You already know I am deeply in love with Doctor Who. Well, Doctor Who is in its off season right now and won’t be back until November. *tear* To tide myself over, I’ve been watching Torchwood, an earth-bound spinoff about combating alien threats on Earth. Series 4 is called Miracle Day, in which the human race simply stops dying. No matter how ravaged a body is, death refuses to come. With a swelling population and hospitals exploding past capacity, the governments of Earth adopt a new health care system in the form of overflow camps, where those who should have died and are now a burden to society are held. The Torchwood team is working frantically to discover the cause behind Miracle Day and to shut down the camps. While undercover in a camp, agent Gwen Cooper uncovers the horrible truth of its existence, and is trying desperately to save her father from the fate that awaits him.
Soon after, Gwen records a message to the world and takes dramatic action against the incineration modules.

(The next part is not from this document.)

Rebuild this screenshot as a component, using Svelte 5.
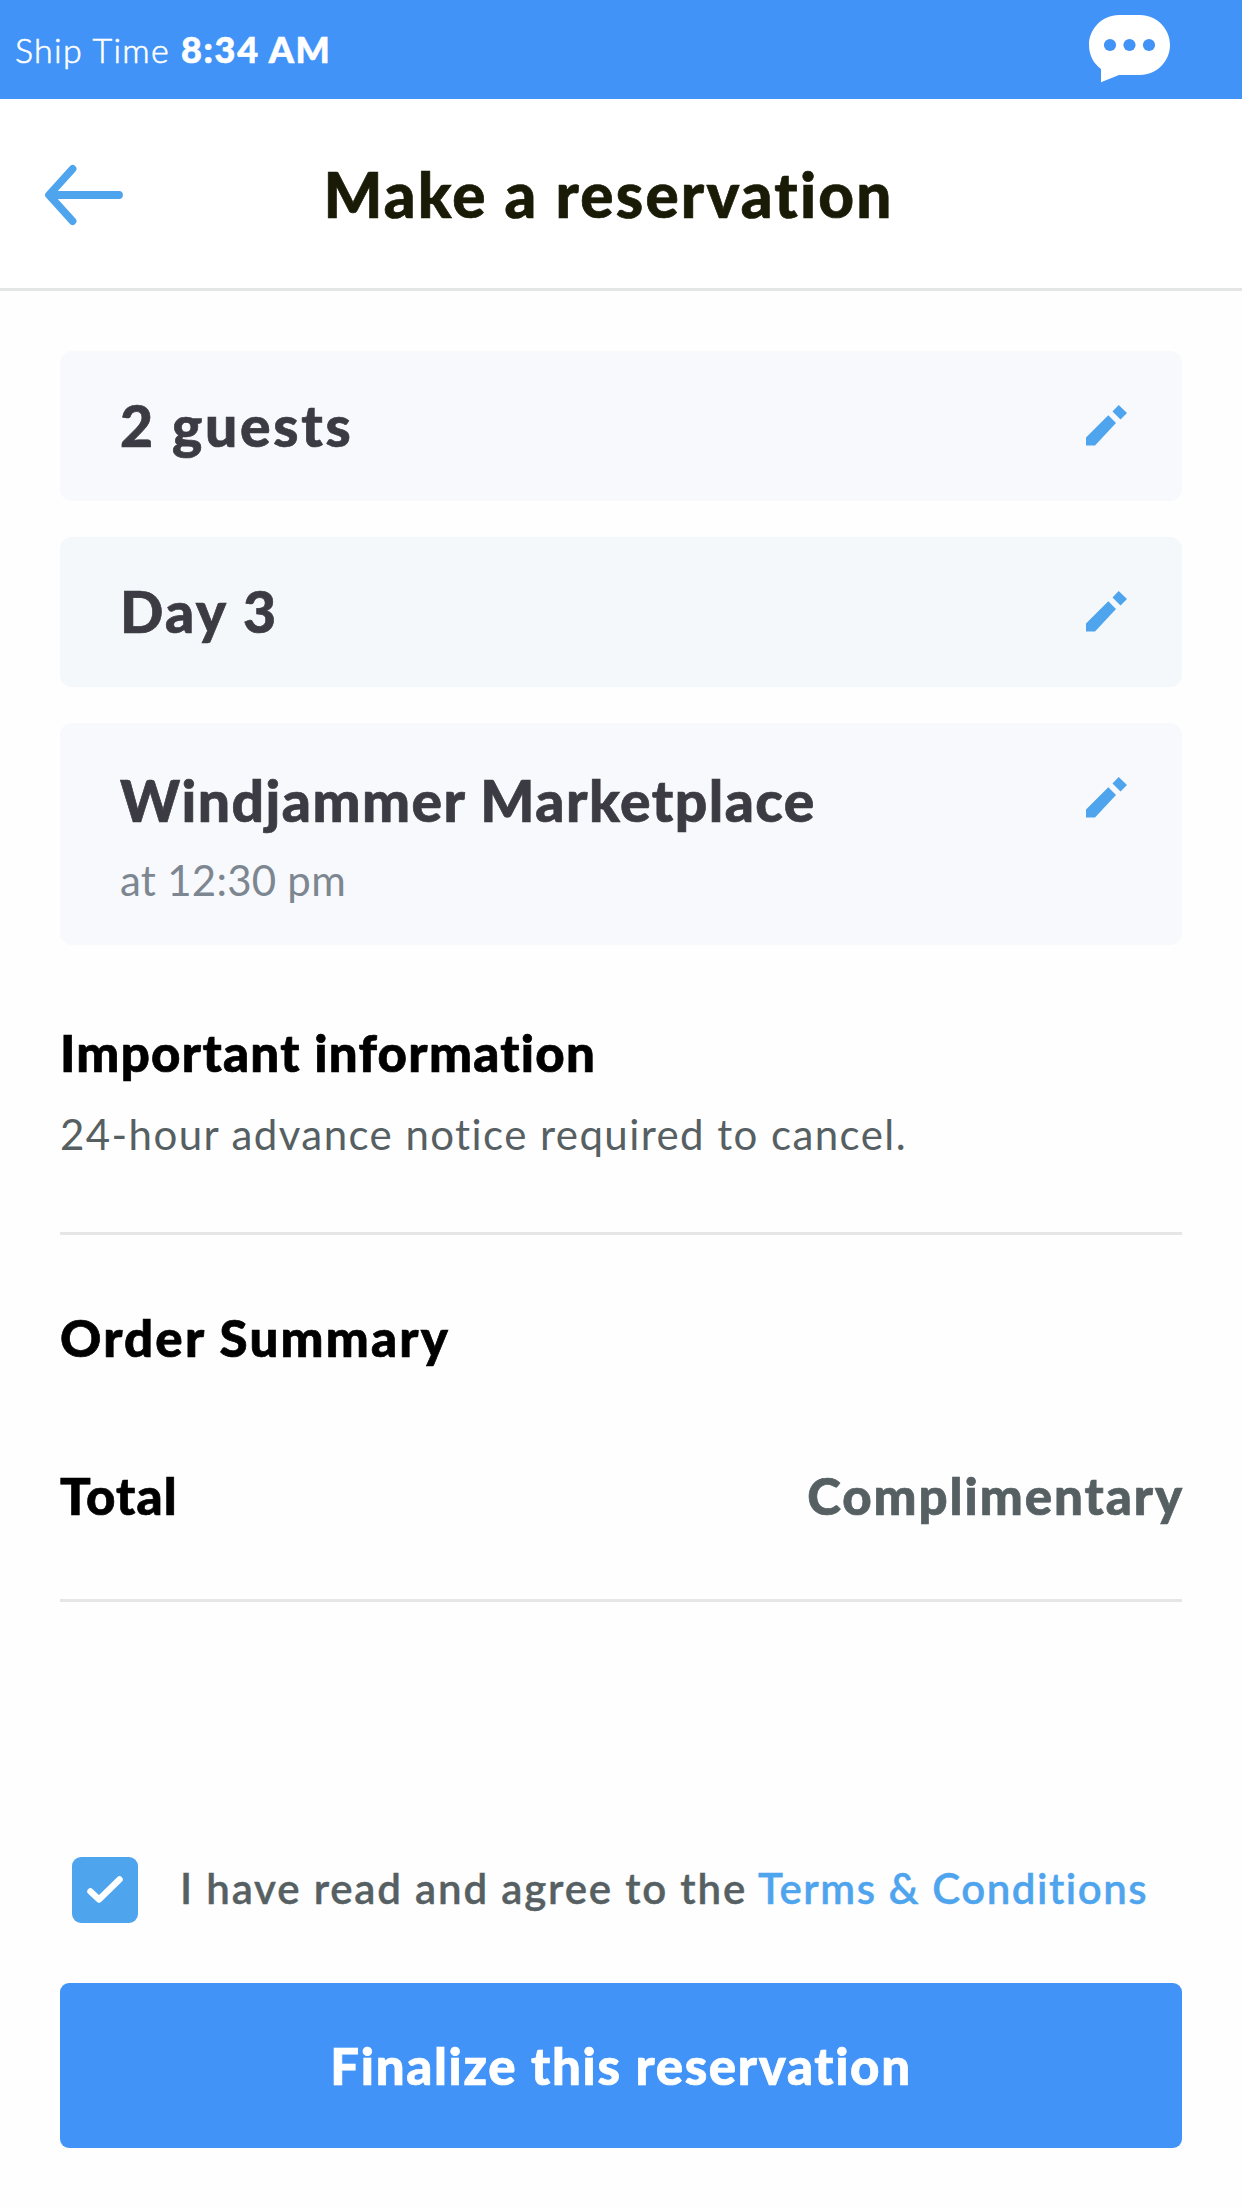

“This is the truth, for the whole world to see. We let our governments build concentration camps. They built ovens for people in our names. Now I don’t care if the whole of society bends over and takes this like a dog. I’m saying no.”
Torchwood frequently makes me think and grabs my heart, but this episode was different somehow. I wasn’t just weeping for fictional characters this time. The system, the rationalisations, the categories of life were so eerily reminiscent of issues in our world today. One issue, mostly. Ask yourself this: Where in our world have we legally redefined what life is? Where have we murdered those unable to defend themselves? Our society has so much blood on our hands, and as one character observes in Miracle Day, you can scrub your hands raw, but you can’t get rid of the blood.

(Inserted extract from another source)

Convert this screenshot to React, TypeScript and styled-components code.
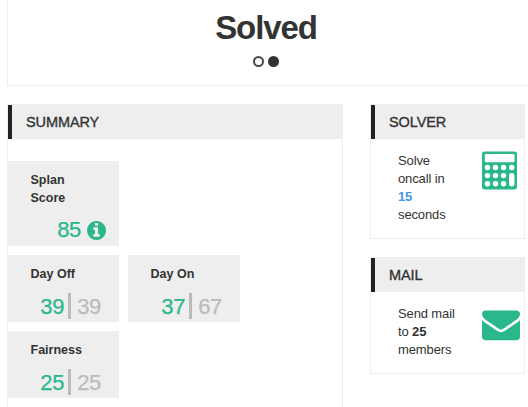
import React from "react";
import styled, { createGlobalStyle } from "styled-components";

const GREEN = "#2bb78c";

const GlobalStyle = createGlobalStyle`
  * { box-sizing: border-box; }
  html, body { margin: 0; height: 100%; overflow: hidden; background: #fff; }
  body {
    font-family: "Liberation Sans", Arial, Helvetica, sans-serif;
    font-size: 13px;
    line-height: 18px;
    color: #333;
  }
  #root { height: 100%; }
`;

const Page = styled.main`
  width: 528px;
  height: 407px;
  padding: 1px 0 0 7px;
  overflow: hidden;
`;

const Banner = styled.header`
  width: 541px;
  height: 85px;
  padding: 7px 23px 0 0;
  border: 1px solid #eee;
  border-top: 0;
  display: flex;
  flex-direction: column;
  align-items: center;
`;

const Title = styled.h1`
  margin: 0;
  font-size: 33px;
  line-height: 40px;
  letter-spacing: -1.1px;
`;

const Pager = styled.div`
  display: flex;
  gap: 4px;
  margin-top: 8px;
`;

const Dot = styled.span<{ $active?: boolean }>`
  width: 11px;
  height: 11px;
  border: 2px solid ${(p) => (p.$active ? "#333" : "#484848")};
  border-radius: 50%;
  background: ${(p) => (p.$active ? "#333" : "transparent")};
`;

const Columns = styled.div`
  display: grid;
  grid-template-columns: 336px 155px;
  column-gap: 27px;
  margin-top: 18px;
`;

const Side = styled.aside`
  display: flex;
  flex-direction: column;
  gap: 18px;
`;

const Panel = styled.section<{ $height: number }>`
  height: ${(p) => p.$height}px;
  border: 1px solid #eee;
`;

const PanelTitle = styled.h2`
  margin: 0;
  height: 34px;
  padding-left: 14px;
  border-left: 4px solid #222;
  background: #eee;
  font-size: 14.5px;
  font-weight: 400;
  line-height: 34px;
  letter-spacing: -0.1px;
  -webkit-text-stroke: 0.35px #333;
`;

const Tiles = styled.div`
  display: grid;
  grid-template-columns: 111px 112px;
  gap: 9px;
  padding-top: 22px;
`;

const Tile = styled.div`
  height: 67px;
  padding: 10px 13px 0 22.5px;
  background: #eee;
`;

const ScoreTile = styled(Tile)`
  grid-column: 1;
  height: 85px;
`;

const TileRow = styled.div`
  grid-column: 1 / -1;
  display: grid;
  grid-template-columns: subgrid;
`;

const Label = styled.div`
  width: 60px;
  font-size: 12.5px;
  font-weight: 700;
`;

const Score = styled.div`
  display: flex;
  align-items: center;
  justify-content: flex-end;
  gap: 6px;
  height: 37px;
  padding-top: 9px;
  color: ${GREEN};
  font-size: 22px;
  letter-spacing: -0.3px;
  -webkit-text-stroke: 0.25px currentColor;
`;

const Ratio = styled.div`
  display: flex;
  justify-content: flex-end;
  gap: 4px;
  height: 26px;
  margin: 10px 5px 0 0;
  color: ${GREEN};
  font-size: 22px;
  line-height: 28px;
  letter-spacing: -0.3px;
  -webkit-text-stroke: 0.25px currentColor;
`;

const Total = styled.span`
  height: 26px;
  padding-left: 6px;
  border-left: 3px solid #bbb;
  color: #bbb;
`;

const Notice = styled.div`
  display: flex;
  justify-content: space-between;
  padding: 12px 4px 0 27px;
`;

const Message = styled.p`
  width: 64px;
  margin: 1px 0 0;
  letter-spacing: -0.12px;
`;

const Seconds = styled.b`
  color: #4596ec;
`;

const IconSlot = styled.span<{ $drop?: number }>`
  width: 38px;
  padding-top: ${(p) => p.$drop ?? 0}px;
  svg { display: block; }
`;

const InfoIcon = () => (
  <svg width="19" height="19" viewBox="128 128 1536 1536" fill={GREEN} stroke="none">
    <path d="M1152 1376v-160q0-14-9-23t-23-9h-96v-512q0-14-9-23t-23-9h-320q-14 0-23 9t-9 23v160q0 14 9 23t23 9h96v320h-96q-14 0-23 9t-9 23v160q0 14 9 23t23 9h448q14 0 23-9t9-23zm-128-896v-160q0-14-9-23t-23-9h-192q-14 0-23 9t-9 23v160q0 14 9 23t23 9h192q14 0 23-9t9-23zm640 416q0 209-103 385.5t-279.5 279.5-385.5 103-385.5-103-279.5-279.5-103-385.5 103-385.5 279.5-279.5 385.5-103 385.5 103 279.5 279.5 103 385.5z" />
  </svg>
);

const KEYS = [
  [5.5, 16.5], [13.5, 16.5], [21.5, 16.5], [29.7, 16.5],
  [5.5, 24.6], [13.5, 24.6], [21.5, 24.6],
  [5.5, 32.7], [13.5, 32.7], [21.5, 32.7],
];

const CalculatorIcon = () => (
  <svg width="35" height="39" viewBox="0 0 35 39">
    <rect y="0.5" width="35" height="38" rx="2.7" fill={GREEN} />
    <g fill="#fff">
      <rect x="2.8" y="3" width="29.7" height="8.3" rx="1.3" />
      {KEYS.map(([x, y]) => (
        <circle key={`${x}-${y}`} cx={x} cy={y} r="2.7" />
      ))}
      <rect x="27" y="21.9" width="5.4" height="13.5" rx="2.7" />
    </g>
  </svg>
);

const EnvelopeIcon = () => (
  <svg width="38" height="38" viewBox="0 0 1792 1792" fill={GREEN}>
    <path d="M1792 710v794q0 66-47 113t-113 47h-1472q-66 0-113-47t-47-113v-794q44 49 101 87 362 246 497 345 57 42 92.5 65.5t94.5 48 110 24.5h2q51 0 110-24.5t94.5-48 92.5-65.5q170-123 498-345 57-39 100-87zm0-294q0 79-49 151t-122 123q-376 261-468 325-10 7-42.5 31t-54 38.5-52 32.5-57.5 27-50 9h-2q-23 0-50-9t-57.5-27-52-32.5-54-38.5-42.5-31q-91-64-262-182.5t-205-142.5q-62-42-117-115.5t-55-136.5q0-78 41.5-130t118.5-52h1472q65 0 112.5 47t47.5 113z" />
  </svg>
);

type RatioTileProps = { label: string; value: number; total: number };

const RatioTile = ({ label, value, total }: RatioTileProps) => (
  <Tile>
    <Label>{label}</Label>
    <Ratio>
      <span>{value}</span>
      <Total>{total}</Total>
    </Ratio>
  </Tile>
);

export default function App() {
  return (
    <>
      <GlobalStyle />
      <Page>
        <Banner>
          <Title>Solved</Title>
          <Pager>
            <Dot />
            <Dot $active />
          </Pager>
        </Banner>
        <Columns>
          <Panel $height={330}>
            <PanelTitle>SUMMARY</PanelTitle>
            <Tiles>
              <ScoreTile>
                <Label>Splan Score</Label>
                <Score>
                  <span>85</span>
                  <InfoIcon />
                </Score>
              </ScoreTile>
              <TileRow>
                <RatioTile label="Day Off" value={39} total={39} />
                <RatioTile label="Day On" value={37} total={67} />
              </TileRow>
              <TileRow>
                <RatioTile label="Fairness" value={25} total={25} />
              </TileRow>
            </Tiles>
          </Panel>
          <Side>
            <Panel $height={135}>
              <PanelTitle>SOLVER</PanelTitle>
              <Notice>
                <Message>
                  Solve<br />oncall in<br /><Seconds>15</Seconds><br />seconds
                </Message>
                <IconSlot><CalculatorIcon /></IconSlot>
              </Notice>
            </Panel>
            <Panel $height={117}>
              <PanelTitle>MAIL</PanelTitle>
              <Notice>
                <Message>
                  Send mail<br />to <b>25</b><br />members
                </Message>
                <IconSlot $drop={1}><EnvelopeIcon /></IconSlot>
              </Notice>
            </Panel>
          </Side>
        </Columns>
      </Page>
    </>
  );
}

Gwen compared the “overflow” camps to Hitler’s concentration camps. So many people looked the other way during the 1930s and 1940s while Hitler gassed, starved, shot, and buried alive millions of Jews. Some closed their ears to the stories, others hid behind public policies, others kept their disagreement secret in order to save their own lives. And so Hitler was untouchable year after year. What would have happened if the world had stood up and said NO, just a bit earlier? How many lives could have been saved?
Of course, hindsight is 20/20. We can be so self-righteous from the safety of our history classes. But there is another Holocaust happening right underneath our noses. It isn’t making the daily headlines, but the numbers keep ticking by.
Since Roe vs. Wade in 1973, an estimated 53,310,843 unborn babies have died in the American Holocaust of abortion — and that’s just up through 2010.
Watch this documentary. It paints a powerful picture comparing the Nazi Holocaust to the abortion crisis in America today.
Someone needs to stand up and say no, before history looks back on us as the generation that did nothing.
“You say no. You say no. That’s what you do. For the love of God you say no… Now I don’t care if the whole of society bends over and takes this like a dog.I’m saying no.”